MILAN/NEW YORK, APRIL 12 – “If we can save the banks, we can save the hopes of developing countries”. The United Nations Secretary General, Antonio Guterres, wrote this in an editorial in Corriere della Sera, hoping for an extraordinary effort on behalf the G20.
The collapse of two large banks in recent weeks has made headlines around the world. More than $250 billion has been earmarked over a single weekend to protect credit institutions in the United States and Switzerland. “But there has not been such a rescue attempt for dozens of developing countries struggling to cope with a cascade of crises, from climate-related shocks to the COVID-19 pandemic to the war in Ukraine. Events treated as if failure was an acceptable option. The pandemic and unequal recovery hit developing countries hard,” wrote the head of the United Nations.
Developed countries adopted expansionary fiscal and monetary policies that allowed them to invest in the recovery; they have now largely returned to the pre-pandemic growth rates. But developing countries, faced with high debt costs and limited fiscal space, have been unable to do so, argues Guterres, noting that by addressing the financial markets, they could be charged interest rates up to eight times higher than those of developed countries: “A debt trap”.
The Secretary-General then cites the “relentlessly ongoing” climate crisis, with a disproportionate impact on the least developed countries and small island developing states (while developed countries can afford to pay for adaptation and resilience, this is not possible for developing countries) and Russia’s war in Ukraine which amplified and accelerated a global cost-of-living crisis, pushing tens of millions more people into extreme poverty and hunger. 60% of low-income countries are currently at high risk or in debt difficulty: the number has doubled since 2015. Since 2020, African countries have spent more on debt payments than on health care. While each country is characterised by a unique context, the challenges are systemic, perpetuated by a dysfunctional global financial system that focuses on short-term returns and whose returns are too limited and too belated, notes Guterres.

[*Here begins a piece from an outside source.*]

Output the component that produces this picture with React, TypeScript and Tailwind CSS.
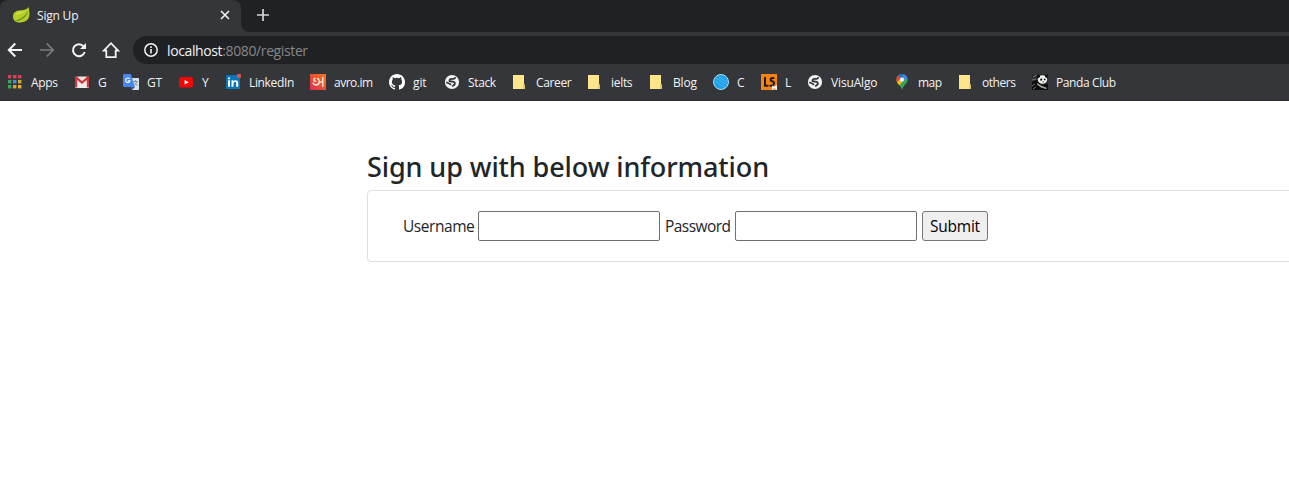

The world is rapidly running out of time to save the 2030 Agenda and the Sustainable Development Goals (SDGs). The prospect of a world in which everyone can benefit from health care, education, decent work, clean air and water and a healthy environment is getting out of hand. Without urgent and ambitious action, this gap will result not only in a catastrophic development deficit in many countries, but in an explosive confidence deficit worldwide: “This is why I call on the G20 to approve a Stimulus on the Goals to increase the long-term funding available to needy countries by at least $500 billion a year to promote long-term investments in sustainable development, particularly where transformation is most urgent: renewable energy, sustainable food systems and the digital revolution. Developing countries need funding and technology to address these transitions with minimal social upheaval”.
This requires, according to Guterres, action in three areas. First, addressing the high cost of debt and the growing debt risk. Secondly, we need to increase long-term subsidised funding for all countries in need. Finally, emergency funding should be extended to countries in need. Last year, the International Monetary Fund allocated $650 billion in special drawing rights, the main global mechanism to increase liquidity during crises. Based on current quotas, the developed countries received 26 times more than the least developed countries and 13 times more than all the countries of Africa combined. Emergency financing should automatically go to the most needy countries. On the contrary, it is widening inequalities.